There’s just nothing special about Venom, despite the fact that this character is so interesting in its source material and there were so many routes they could have followed to match that.

There’s also the aspect of his antihero nature (which was played up in the marketing) but the film does little with it. How does the world react to a “hero” that needs to eat humans to survive? How does Eddie Brock deal with his new split personality that this symbiote creates in his mind? Just how does the power dynamic between the host and parasite work?

The film hints at these interesting aspects for maybe a split second each before quickly moving on to a new drawn out scene and the next few lines of cringey dialogue.

There’s an interesting main theme here that is decent to listen to but it’s used far too often, and that weird Eminem song pops up, but don’t look for anything special in the sound department.

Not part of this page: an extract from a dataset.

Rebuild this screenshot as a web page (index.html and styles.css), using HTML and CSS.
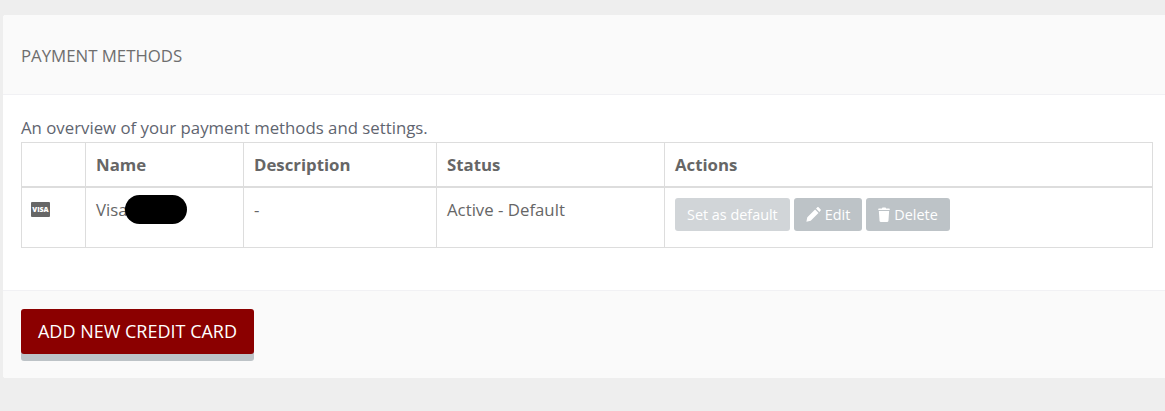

When the credits roll and we get to see one of the worst wigs in film history, Venom will leave you empty and bored. It somehow manages to feel too short with not enough of its rare good moments, as well as overly long and drawn out because of the pacing.

The performances were hard to watch and the main character came across as an idiot when not covered in black alien goo, and a hulking dullard when he is.

There’s very little to like about Venom and we can’t recommend anyone sees it apart from those who watch every single superhero movie.

Honestly just go and watch Spider-Man 3 again. That movie is also bad but at least you won’t have to pay for movie tickets and concessions, and you can enjoy that as a meme it has become.

Venom is just a joyless movie that, even more so than the Amazing Spider-Man films, is just Sony pumping out a piece of content to retain their Marvel licences.

We can’t believe they didn’t learn anything from Homecoming and Marvel Studios’ involvement in that.